From the Arizona-New Mexico line west to Nogales, the duty should fall upon the more distant 4th Infantry Division based at Fort Carson, CO which could forward-stage its units at Fort Huachuca. While Fort Carson is 850 miles north, that distance is almost completely interstate highways, and Huachuca’s adjacent Libby Army Airfield has 12,000-foot runways to accommodate our largest air transports.
From Nogales westward, the border area could be the operational area of the First Marine Division, headquartered at Camp Pendleton just a few miles north of the border in coastal California. The temporary bases for Marine battalions rotating in and out of Pendleton could be Marine Corps Air Station Yuma or the much roomier Yuma Army Proving Ground just a few miles north, where Laguna Army Airfield can accommodate C-130s and, because Google Satellite shows a C-17 on the apron, apparently that larger aircraft as well. MCAS Yuma has 13,000-foot runways that can handle the largest air transports. There are also old abandoned WWII Army airfields at Dateland, Ajo, and Gila Bend that could be used for staging smaller unit operations. Farther east is Marana Field, a more active Air National Guard base.
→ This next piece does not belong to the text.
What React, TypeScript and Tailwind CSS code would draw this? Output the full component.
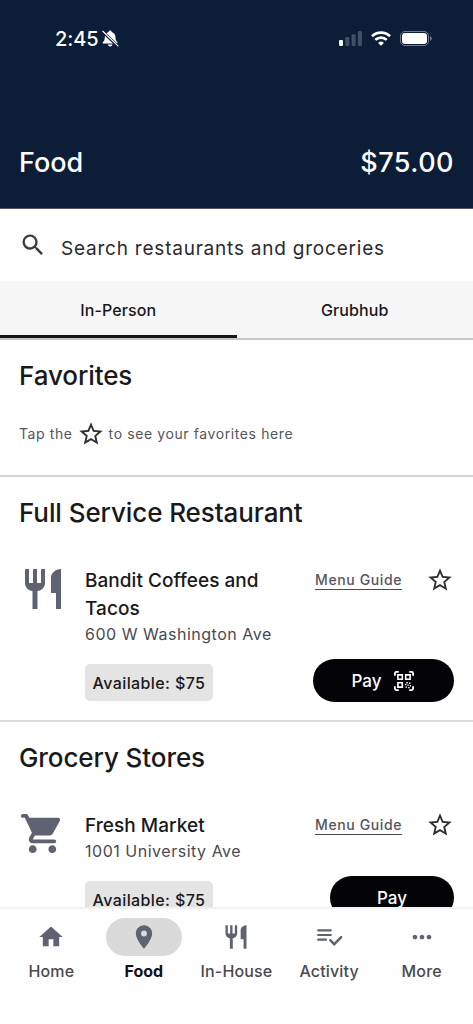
import type { ReactNode } from "react";
import {
  MdHome,
  MdMoreHoriz,
  MdPlace,
  MdRestaurant,
  MdSearch,
  MdStarBorder,
} from "react-icons/md";

interface Venue {
  name: string;
  address: string;
  available: string;
  icon: ReactNode;
  scanToPay?: boolean;
}

interface NavItem {
  label: string;
  icon: ReactNode;
  active?: boolean;
}

function CartIcon() {
  return (
    <svg viewBox="0 0 24 24" fill="currentColor" className="size-[47px]">
      <path d="M7 18c-1.1 0-1.99.9-1.99 2S5.9 22 7 22s2-.9 2-2-.9-2-2-2M1 3c0 .55.45 1 1 1h1l3.6 7.59-1.35 2.44C4.52 15.37 5.48 17 7 17h11c.55 0 1-.45 1-1s-.45-1-1-1H7l1.1-2h7.45c.75 0 1.41-.41 1.75-1.03l3.58-6.49c.37-.66-.11-1.48-.87-1.48H5.21l-.67-1.43c-.16-.35-.52-.57-.9-.57H2c-.55 0-1 .45-1 1m16 15c-1.1 0-1.99.9-1.99 2s.89 2 1.99 2 2-.9 2-2-.9-2-2-2" />
    </svg>
  );
}

function QrIcon() {
  return (
    <svg viewBox="0 0 20 20" fill="none" stroke="currentColor" className="size-5">
      <path
        d="M.9 4.8V2.4A1.5 1.5 0 0 1 2.4.9h2.4M15.2.9h2.4a1.5 1.5 0 0 1 1.5 1.5v2.4M.9 15.2v2.4a1.5 1.5 0 0 0 1.5 1.5h2.4M15.2 19.1h2.4a1.5 1.5 0 0 0 1.5-1.5v-2.4"
        strokeWidth="1.8"
      />
      <path d="M3.9 3.9h4.4v4.4H3.9zM11.7 3.9h4.4v4.4h-4.4zM3.9 11.7h4.4v4.4H3.9z" strokeWidth="1.6" />
      <path
        d="M12.4 11h1.4v1.4h-1.4zM15 11.5h1.4v1.4H15zM11 12.8h1.4v1.4H11zM13.4 13.4h1.4v1.4h-1.4zM15.7 14h1.4v1.4h-1.4zM11.5 15.4h1.4v1.4h-1.4zM14.2 15.9h1.4v1.4h-1.4z"
        fill="currentColor"
        stroke="none"
      />
    </svg>
  );
}

function ActivityIcon() {
  return (
    <svg viewBox="0 0 28 28" fill="none" stroke="currentColor" strokeWidth="2.2" strokeLinecap="round" className="size-7">
      <path d="M3.2 7.3h12.6M3.2 12h12.6M3.2 16.7h7.8" />
      <path d="m15.2 17.2 4 4 7-7" strokeWidth="2.4" />
    </svg>
  );
}

function BellOffIcon() {
  return (
    <svg viewBox="0 0 18 18" fill="currentColor" className="ml-1 size-[17px]">
      <path d="M8.6.6c.9 0 1.5.6 1.6 1.4 2.5.6 3.9 2.5 4 5.1.1 3.1.6 4.1 1.9 5.5.7.8.4 1.7-.7 1.7H1.8c-1.1 0-1.5-.9-.7-1.7C2.5 11.2 3 10.2 3 7.1c.1-2.6 1.5-4.5 4-5.1C7.1 1.2 7.7.6 8.6.6z" />
      <path d="M6.3 15.3H11c-.2 1.3-1.1 2.1-2.3 2.1s-2.2-.8-2.4-2.1z" />
      <path d="m.2 1.2 16.9 16.2" stroke="#0c1d38" strokeWidth="3" />
      <path d="m.9 1.3 16 15.5" stroke="currentColor" strokeWidth="1.2" strokeLinecap="round" />
    </svg>
  );
}

function SignalIcon() {
  return (
    <svg viewBox="0 0 23 15" fill="currentColor" className="h-[15px] w-[23px]">
      <rect x="0" y="9" width="4" height="6" rx="1.2" />
      <g opacity=".22">
        <rect x="6.3" y="6" width="4" height="9" rx="1.2" />
        <rect x="12.6" y="3.2" width="4" height="11.8" rx="1.2" />
        <rect x="18.9" y="0" width="4" height="15" rx="1.2" />
      </g>
    </svg>
  );
}

function WifiIcon() {
  return (
    <svg viewBox="0 0 20 15" fill="none" stroke="currentColor" strokeWidth="2.7" className="h-[15px] w-5">
      <path d="M1 5.3a12.8 12.8 0 0 1 18 0" />
      <path d="M4.3 8.9a8.1 8.1 0 0 1 11.4 0" />
      <path d="m10 14.8-2.9-2.9a4.1 4.1 0 0 1 5.8 0z" fill="currentColor" stroke="none" />
    </svg>
  );
}

function BatteryIcon() {
  return (
    <svg viewBox="0 0 32 15" fill="none" className="h-[15px] w-8">
      <rect x=".5" y=".5" width="28" height="14" rx="4.5" stroke="#fff" strokeOpacity=".42" />
      <rect x="2" y="2" width="25" height="11" rx="3.2" fill="#fff" />
      <path d="M30 5c1 .4 1.7 1.3 1.7 2.5S31 9.6 30 10z" fill="#fff" fillOpacity=".45" />
    </svg>
  );
}

const fullService: Venue = {
  name: "Bandit Coffees and Tacos",
  address: "600 W Washington Ave",
  available: "$75",
  icon: <MdRestaurant className="size-12" />,
  scanToPay: true,
};

const grocery: Venue = {
  name: "Fresh Market",
  address: "1001 University Ave",
  available: "$75",
  icon: <CartIcon />,
};

const navItems: NavItem[] = [
  { label: "Home", icon: <MdHome className="size-7" /> },
  { label: "Food", icon: <MdPlace className="size-7" />, active: true },
  { label: "In-House", icon: <MdRestaurant className="size-7" /> },
  { label: "Activity", icon: <ActivityIcon /> },
  { label: "More", icon: <MdMoreHoriz className="size-7" /> },
];

function SectionTitle({ children }: { children: ReactNode }) {
  return (
    <h2 className="text-[26px] leading-8 font-medium tracking-[-0.09px] text-[#19191b]">
      {children}
    </h2>
  );
}

function VenueRow({ venue }: { venue: Venue }) {
  return (
    <div className="flex">
      <div className="w-[66px] shrink-0 pt-px text-[#5f6270]">{venue.icon}</div>
      <div className="w-[210px] shrink-0 pt-[3px] pb-px">
        <h3 className="text-[19px] leading-7 font-medium tracking-[0.04px] text-[#19191b]">
          {venue.name}
        </h3>
        <p className="text-base leading-[23px] tracking-[0.52px] whitespace-nowrap text-[#4a4a50]">
          {venue.address}
        </p>
        <div className="mt-[18px] flex h-[37px] w-[128px] items-center justify-center rounded-[5px] bg-[#e4e4e4] text-base font-medium tracking-[0.4px] whitespace-nowrap text-[#19191b]">
          Available: {venue.available}
        </div>
      </div>
      <div className="flex flex-1 flex-col items-end justify-between">
        <div className="flex w-full items-center justify-between pt-0.5 pl-5">
          <a className="border-b border-[#4a4a55] text-sm leading-[18px] font-medium tracking-[0.62px] whitespace-nowrap text-[#55555e]">
            Menu Guide
          </a>
          <MdStarBorder className="size-7 text-[#303034]" />
        </div>
        <button
          className={
            venue.scanToPay
              ? "flex h-[43px] w-[141px] items-center justify-center gap-3 rounded-full bg-[#040408] pr-0.5 text-[17px] font-medium text-white"
              : "flex h-[43px] w-[124px] items-center justify-center rounded-full bg-[#040408] text-[17px] font-medium text-white"
          }
        >
          <span className="pt-0.5">Pay</span>
          {venue.scanToPay && <QrIcon />}
        </button>
      </div>
    </div>
  );
}

export default function App() {
  return (
    <div className="flex h-[1024px] w-[473px] flex-col overflow-hidden bg-white font-[Inter,sans-serif]">
      <header className="flex h-[209px] shrink-0 flex-col justify-between border-b border-[#555870] bg-[#0c1d38] text-white">
        <div className="flex items-center justify-between pt-6 pr-[41px] pl-[55px]">
          <div className="flex items-center">
            <span className="pt-px text-xl leading-7 font-medium tracking-[-0.1px]">2:45</span>
            <BellOffIcon />
          </div>
          <div className="flex items-center">
            <SignalIcon />
            <span className="ml-[9px]"><WifiIcon /></span>
            <span className="ml-[9px]"><BatteryIcon /></span>
          </div>
        </div>
        <div className="flex items-center justify-between px-[19px] pb-[27px] text-[27px] leading-9 font-medium">
          <h1>Food</h1>
          <span className="tracking-[0.45px]">$75.00</span>
        </div>
      </header>

      <div className="flex h-[72px] shrink-0 items-center pl-[19px]">
        <MdSearch className="size-7 text-[#3a3a3e]" />
        <span className="ml-[14px] pt-[9px] text-[19px] tracking-[0.78px] whitespace-nowrap text-[#2a2a30]">
          Search restaurants and groceries
        </span>
      </div>

      <div className="flex h-[59px] shrink-0 border-b-2 border-[#c9c5cc] bg-[#f7f7f7] text-base font-medium tracking-[0.12px] text-[#19191b]">
        <button className="flex-1 border-b-[3px] border-[#141816] pt-[3px]">In-Person</button>
        <button className="flex-1 border-b-[3px] border-transparent pt-[3px]">Grubhub</button>
      </div>

      <main className="min-h-0 flex-1 overflow-hidden">
        <section className="h-[137px] border-b-2 border-[#d5d4dc] px-[19px] pt-5">
          <SectionTitle>Favorites</SectionTitle>
          <div className="mt-7 flex items-center text-sm tracking-[0.6px] whitespace-nowrap text-[#55555c]">
            <span>Tap the</span>
            <MdStarBorder className="mx-1 size-7 text-[#303034]" />
            <span>to see your favorites here</span>
          </div>
        </section>

        <section className="h-[245px] border-b-2 border-[#dadae1] px-[19px] pt-5">
          <SectionTitle>Full Service Restaurant</SectionTitle>
          <div className="mt-[35px]">
            <VenueRow venue={fullService} />
          </div>
        </section>

        <section className="px-[19px] pt-5">
          <SectionTitle>Grocery Stores</SectionTitle>
          <div className="mt-[35px]">
            <VenueRow venue={grocery} />
          </div>
        </section>
      </main>

      <nav className="flex h-[117px] shrink-0 border-t-2 border-[#f1f1f2] bg-[#fefefe] px-[5px] pt-[9px]">
        {navItems.map((item) => (
          <a key={item.label} className="flex flex-1 flex-col items-center">
            <span
              className={
                item.active
                  ? "flex h-[38px] w-[76px] items-center justify-center rounded-full bg-[#dadada] text-[#5f6270]"
                  : "flex h-[38px] w-[76px] items-center justify-center text-[#5f6270]"
              }
            >
              {item.icon}
            </span>
            <span
              className={
                item.active
                  ? "mt-[3px] text-base leading-6 font-bold text-[#111113]"
                  : "mt-[3px] text-base leading-6 font-medium tracking-[0.15px] text-[#4a4a50]"
              }
            >
              {item.label}
            </span>
          </a>
        ))}
      </nav>
    </div>
  );
}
Getting back east, from Sanderson, Texas, just east of the Big Bend, to Rio Grande City could be the operational area of the First Cavalry Division at Fort Hood, some three hundred-plus miles to the north. The only border-situated active military facility between El Paso and Brownsville is Laughlin Air Force Base in Del Rio, which is actually well-sited for a border protection base of operations. There’s enough open land east of the active runways to accommodate battalion-sized bivouacs of the 1st Cav for rotational tours of operations in that South Texas brush land, which, by the way, looks much like Mid-Eastern riverine environments where most of the populace of those regions congregates. Downriver from Del Rio is the old Laredo AFB site, which is now commercialized but still contains open land suitable for bivouacking troops and vehicles. And anchoring the eastern end of this region is old Moore AFB, just north of Edinburgh, TX, which is now under the control of the U.S. Department of Agriculture, also with sufficient land for troop bivouacs and what appear to be runways sufficient to handle C-130 transports.
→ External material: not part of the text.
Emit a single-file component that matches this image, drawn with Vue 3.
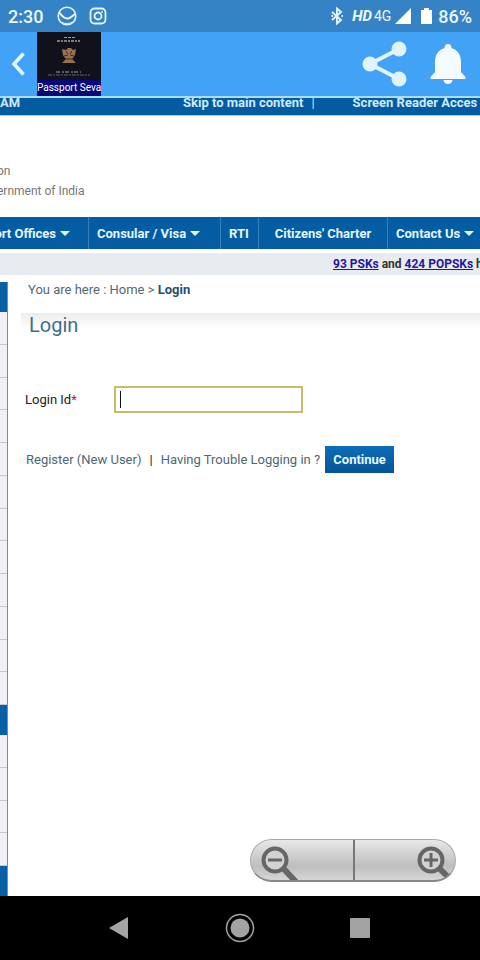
<script setup>
import { ref } from 'vue'

const loginId = ref('')

const menu = [
  { label: 'ort Offices', drop: true, cls: 'nav-offices' },
  { label: 'Consular / Visa', drop: true, cls: 'nav-consular' },
  { label: 'RTI', drop: false, cls: 'nav-rti' },
  { label: "Citizens' Charter", drop: false, cls: 'nav-charter' },
  { label: 'Contact Us', drop: true, cls: 'nav-contact' },
]

// side menu groups: a blue heading followed by plain rows
const sideGroups = [{ rows: 12 }, { rows: 4 }, { rows: 0 }]
</script>

<template>
  <div class="screen">
    <div class="status-bar">
      <span class="clock">2:30</span>
      <svg class="st-app" viewBox="0 0 20 20" width="20" height="20" fill="none" stroke="#e3f6fb" stroke-width="1.6">
        <circle cx="10" cy="10" r="8.8" />
        <path d="M2 6C4 9 7 13 11 12.500C14.500 12 16 8.500 18.500 8" stroke-width="2" />
        <path d="M5 16.500C8 18 13 18 15.500 16" stroke-width="1" />
      </svg>
      <svg class="st-insta" viewBox="0 0 18 18" width="18" height="18" fill="none" stroke="#e3f6fb" stroke-width="1.800">
        <rect x="1.500" y="1.500" width="15" height="15" rx="4" />
        <circle cx="9" cy="9" r="3.500" />
        <circle cx="13" cy="5" r="0.600" fill="#e3f6fb" stroke-width="0.800" />
      </svg>
      <div class="status-right">
        <svg viewBox="0 0 14 18" width="14" height="18" fill="none" stroke="#e3f6fb" stroke-width="1.900">
          <path d="M2 5L11 13L7 16.500V1.500L11 5L2 13" />
          <path d="M1.500 9H3M11.500 9H13" />
        </svg>
        <span class="hd">HD</span>
        <span class="net">4G</span>
        <svg class="signal" viewBox="0 0 16 16" width="16" height="16"><path d="M0 16L16 0V16Z" fill="#fff" /></svg>
        <svg class="battery" viewBox="0 0 11 16" width="11" height="16"><path d="M0 2H3V0H8V2H11V16H0Z" fill="#fff" /></svg>
        <span class="percent">86%</span>
      </div>
    </div>

    <header class="app-bar">
      <button class="icon-btn back" aria-label="Back">
        <svg viewBox="0 0 14 26" width="14" height="26"><path d="M12.500 2.500L3 13L12.500 23.500" fill="none" stroke="#e4f7fc" stroke-width="3.600" /></svg>
      </button>
      <div class="logo">
        <svg viewBox="0 0 64 48" width="64" height="48">
          <rect width="64" height="48" fill="#11111b" />
          <g fill="none" stroke="#a29ba0">
            <path d="M27 5.500H38" stroke-width="1.200" stroke-dasharray="3 1" />
            <path d="M20 9H43" stroke-width="1.600" stroke-dasharray="3 1 2 1" />
            <path d="M19 40H44" stroke-width="1.200" stroke-dasharray="4 2 2 1" />
            <path d="M11 43H53" stroke="#66606a" stroke-width="1" stroke-dasharray="4 1 2 1" />
          </g>
          <g fill="#98714f">
            <path d="M25 17L29 18L31 16H34L36 18L39 17L38 23L36 26H28L26 23Z" />
            <path d="M29 25H35L36 28L39 31H25L28 28Z" />
          </g>
          <path d="M29 19L31 22M35 19L33 22M28 27H36M27 24L31 23M37 24L33 23" stroke="#3b2c2a" fill="none" />
        </svg>
        <span class="logo-text">Passport Seva</span>
      </div>
      <div class="app-actions">
        <button class="icon-btn" aria-label="Share">
          <svg viewBox="0 0 45 46" width="45" height="46" fill="#e0f4ff">
            <path d="M37 8L8 23L37 38" fill="none" stroke="#e0f4ff" stroke-width="4" />
            <circle cx="37" cy="8" r="7.500" /><circle cx="8" cy="23" r="7.500" /><circle cx="37" cy="38" r="7.500" />
          </svg>
        </button>
        <button class="icon-btn" aria-label="Notifications">
          <svg viewBox="0 0 36 42" width="36" height="42" fill="#f4fbff">
            <path d="M18 1C16 1 14.500 2.500 14.500 5C8 7 5 12 5 19V29L0.500 34V36H35.500V34L31 29V19C31 12 28 7 21.500 5C21.500 2.500 20 1 18 1Z" />
            <path d="M13.500 37H22.500C22 40 20 41 18 41S14 40 13.500 37Z" />
          </svg>
        </button>
      </div>
    </header>

    <div class="top-strip">
      <span class="strip-time">AM</span>
      <a href="#login" class="strip-skip">Skip to main content</a>
      <span class="strip-sep">|</span>
      <a href="#reader">Screen Reader Acces</a>
    </div>

    <div class="gov">
      <div>on</div>
      <div>ernment of India</div>
    </div>

    <nav class="main-nav">
      <a v-for="m in menu" :key="m.label" href="#" :class="m.cls">
        {{ m.label }}<span v-if="m.drop" class="arrow"></span>
      </a>
    </nav>

    <div class="notice">
      <a href="#psk">93 PSKs</a> and <a href="#popsk">424 POPSKs</a> h
    </div>

    <div class="body">
      <aside class="side">
        <template v-for="(g, i) in sideGroups" :key="i">
          <div class="side-head"></div>
          <div v-for="n in g.rows" :key="n" class="side-row"></div>
        </template>
      </aside>

      <main id="login" class="content">
        <div class="crumbs">You are here : <a href="#">Home</a> &gt; <b>Login</b></div>
        <h1>Login</h1>
        <form @submit.prevent>
          <div class="field">
            <label for="login-id">Login Id<span class="req">*</span></label>
            <div class="input-wrap">
              <input id="login-id" v-model="loginId" type="text" />
              <span v-if="!loginId" class="caret"></span>
            </div>
          </div>
          <div class="links">
            <a href="#register">Register (New User)</a>
            <span class="bar">|</span>
            <a href="#trouble">Having Trouble Logging in ?</a>
            <button type="submit" class="continue">Continue</button>
          </div>
        </form>
      </main>

      <!-- floating zoom control -->
      <div class="zoom">
        <button aria-label="Zoom out">
          <svg viewBox="0 0 40 34" width="40" height="34" fill="none" stroke="#666">
            <path d="M24 22L37 36" stroke-width="6" />
            <circle cx="16" cy="14" r="11.500" fill="#d2d2d2" stroke-width="4" />
            <path d="M9 14H23" stroke-width="3" />
          </svg>
        </button>
        <button aria-label="Zoom in">
          <svg viewBox="0 0 40 34" width="40" height="34" fill="none" stroke="#666">
            <path d="M24 22L33 31" stroke-width="6" />
            <circle cx="16" cy="14" r="11.500" fill="#d2d2d2" stroke-width="4" />
            <path d="M9 14H23M16 7V21" stroke-width="3" />
          </svg>
        </button>
      </div>
    </div>

    <footer class="sys-nav">
      <button class="icon-btn" aria-label="System back">
        <svg viewBox="0 0 22 24" width="22" height="24"><path d="M1 12L20 1V23Z" fill="#a3a3a3" /></svg>
      </button>
      <button class="icon-btn" aria-label="Home">
        <svg viewBox="0 0 30 30" width="30" height="30">
          <circle cx="15" cy="15" r="13.500" fill="none" stroke="#a3a3a3" stroke-width="1.500" />
          <circle cx="15" cy="15" r="9.500" fill="#a3a3a3" />
        </svg>
      </button>
      <button class="icon-btn" aria-label="Recent apps">
        <svg viewBox="0 0 22 22" width="22" height="22"><rect x="1" y="1" width="20" height="20" rx="1" fill="#a3a3a3" /></svg>
      </button>
    </footer>
  </div>
</template>

<style>
body { margin: 0; background: #fff; }
</style>

<style scoped>
.screen {
  display: flex;
  flex-direction: column;
  min-height: 100vh;
  overflow: hidden;
  font-family: Roboto, "Liberation Sans", sans-serif;
  font-size: 13px;
  color: #333;
}
.screen * { box-sizing: border-box; }
a { color: inherit; text-decoration: none; }
svg { display: block; }
button { font-family: inherit; cursor: pointer; }
.icon-btn { padding: 0; border: none; background: none; }

/* Status bar */
.status-bar {
  display: flex;
  align-items: center;
  height: 32px;
  padding: 0 8px;
  background: #3583c4;
  color: #e9f9fc;
}
.clock { font-size: 18px; font-weight: 500; }
.st-app { margin-left: 14px; }
.st-insta { margin-left: 12px; }
.status-right { display: flex; align-items: center; margin-left: auto; }
.hd { margin-left: 8px; font-size: 15px; font-weight: 700; font-style: italic; }
.net { margin-left: 2px; font-size: 14px; }
.signal { margin-left: 4px; }
.battery { margin-left: 10px; }
.percent { margin-left: 6px; font-size: 18px; font-weight: 500; }

/* App bar */
.app-bar {
  display: flex;
  align-items: center;
  height: 66px;
  padding: 0 14px 0 11px;
  background: #42a3f6;
  border-bottom: 2px solid #aedcf5;
}
.logo { margin-left: 12px; width: 64px; }
.logo-text {
  display: block;
  height: 16px;
  line-height: 16px;
  background: #08087b;
  color: #fff;
  font-size: 10px;
  text-align: center;
  white-space: nowrap;
}
.app-actions { display: flex; align-items: center; gap: 23px; margin-left: auto; }

/* Accessibility strip */
.top-strip {
  display: flex;
  height: 18px;
  line-height: 9px;
  background: #045ca0;
  color: #cfeafa;
  font-size: 13px;
  font-weight: 700;
  white-space: nowrap;
  overflow: hidden;
  border-bottom: 1px solid #9cd3ea;
}
.strip-time { width: 183px; }
.strip-sep { margin: 0 38px 0 8px; font-weight: 400; }

.gov { height: 101px; margin-left: -3px; padding-top: 45px; line-height: 20px; font-size: 12px; color: #777; }

/* Main menu */
.main-nav {
  display: flex;
  height: 32px;
  background: #045ca3;
  color: #e4f6ff;
  font-size: 13px;
  font-weight: 700;
  white-space: nowrap;
}
.main-nav a {
  display: flex;
  flex-shrink: 0;
  align-items: center;
  padding: 0 8px;
  border-right: 1px solid #3a80b8;
}
.main-nav a:last-child { border-right: none; }
.main-nav .nav-offices { width: 89px; padding: 0 18px 0 0; justify-content: flex-end; }
.nav-consular { width: 132px; }
.nav-rti { width: 38px; }
.nav-charter { width: 129px; justify-content: center; }
.arrow {
  margin-left: 4px;
  border: 5px solid transparent;
  border-top-color: #e4f6ff;
  border-bottom: none;
}

.notice {
  height: 22px;
  margin-top: 4px;
  padding-left: 333px;
  line-height: 22px;
  background: #e8ecf1;
  font-size: 12px;
  font-weight: 700;
  white-space: nowrap;
  overflow: hidden;
}
.notice a { color: #2416a0; text-decoration: underline; }

/* Body */
.body { position: relative; display: flex; flex: 1; padding-top: 7px; }
.side {
  display: flex;
  flex-direction: column;
  flex-shrink: 0;
  width: 8px;
  border-right: 1px solid #7f8b99;
  background: #f2f0f6;
}
.side-head { flex: none; height: 30px; background: #0a60a6; }
.side-row { flex: 1; min-height: 24px; border-bottom: 1px solid #c6c8d2; }
.content { flex: 1; min-width: 0; padding-left: 13px; }
.crumbs { height: 31px; padding-left: 7px; line-height: 16px; color: #526975; }
.crumbs b { color: #235170; font-weight: 700; }
h1 {
  margin: 0;
  height: 60px;
  padding-left: 8px;
  background: linear-gradient(#ececec, #fff 16px);
  color: #416d8c;
  font-size: 20px;
  line-height: 24px;
  font-weight: 400;
}
.field { display: flex; align-items: center; margin-top: 13px; padding-left: 4px; }
label { width: 89px; color: #222; }
.req { color: #c0202a; }
.input-wrap { position: relative; width: 189px; }
input {
  display: block;
  width: 100%;
  height: 27px;
  padding: 0 5px;
  border: 2px solid #c5bc6c;
  background: #fff;
  font-family: inherit;
  font-size: 13px;
  outline: none;
}
.caret { position: absolute; left: 6px; top: 5px; width: 1px; height: 17px; background: #111; }
.input-wrap:focus-within .caret { display: none; }
.links {
  display: flex;
  align-items: center;
  margin-top: 33px;
  padding-left: 5px;
  color: #4a6977;
  white-space: nowrap;
}
.bar { margin: 0 8px; color: #222; }
.continue {
  width: 69px;
  height: 27px;
  margin-left: 5px;
  padding: 0;
  border: none;
  background: linear-gradient(#0d6db7, #055596);
  color: #e8f7ff;
  font-size: 13px;
  font-weight: 700;
}

/* Zoom control */
.zoom {
  position: absolute;
  right: 24px;
  bottom: 14px;
  display: flex;
  width: 206px;
  height: 43px;
  border: 1px solid #aaa;
  border-bottom: 2px solid #888;
  border-radius: 22px;
  background: linear-gradient(#e8e8e8, #bebebe 65%, #d6d6d6);
  overflow: hidden;
}
.zoom button {
  display: flex;
  width: 50%;
  align-items: flex-end;
  padding: 0 8px;
  border: none;
  background: none;
}
.zoom button + button { justify-content: flex-end; padding-right: 0; border-left: 2px solid #777; }

/* System navigation */
.sys-nav {
  display: flex;
  align-items: center;
  justify-content: space-between;
  height: 64px;
  padding: 0 109px 0 108px;
  background: #000;
}
</style>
Now comes the rub: liberals will scream to high heaven that our federal military cannot be used to police law violators on American soil, a violation of the Posse Comitatus Act. However, troops in federal service have sworn an oath to protect this nation from all enemies, foreign and domestic. Consider if you will that some of those poised on the south side of the U.S.-Mexican border intent on illegal entry into this country, in violation of clearly promulgated immigration laws, are foreign enemies determined to cross that border, subject to military capture and incarceration. Whether or not our military has legal standing to determine illegal border crossers to search for terrorists embedded within their masses is a legal issue that will no doubt rise to the level of our Supreme Court.
A thought to keep in mind is that much of the border land I’m referring to is ranchland, much of it in the same families for decades. My wife’s extended family once held almost two hundred thousand acres right smack in the middle of the area being discussed, so we are sensitive to the ownership rights of the families there now. And as a firm admirer of those brave men and women who pioneered those lands, I believe we should respect their proud heritage. The federal government should negotiate generous leasing agreements with these ranchers and other landowners to permit military operations on their properties, with reparations for any damages.
Lastly, I apologize to the troops involved for suggesting that they be separated from their loved ones in peacetime for deployment to our lawless border. The truth is that this is not peacetime; America is under continual assault from the south by the Mid-East fanatics – those who would do us great harm, yet who easily slide through in the midst of that illegal migratory flood. Were I a serving soldier once again, I would see my duty of enforcing my nation’s borders as at least as relevant a goal as pursuing Afghan religious fanatics, the latter representing a lesser direct threat to my family’s life than do those terrorists embedded in the uncontrolled masses of illegal immigrants.
An additional issue will be the increased troop presence in the civilian community and the daily inconveniences their movements may cause. All I can say to that is that the Germans and South Koreans have put up with it for decades. If Americans can’t tolerate the active presence of our own troops defending us, then shame be upon them; it’s better to have troops than terrorists and deadly smugglers of people and drugs.
And that, folks, is my O’Reilly Plan to militarize the border.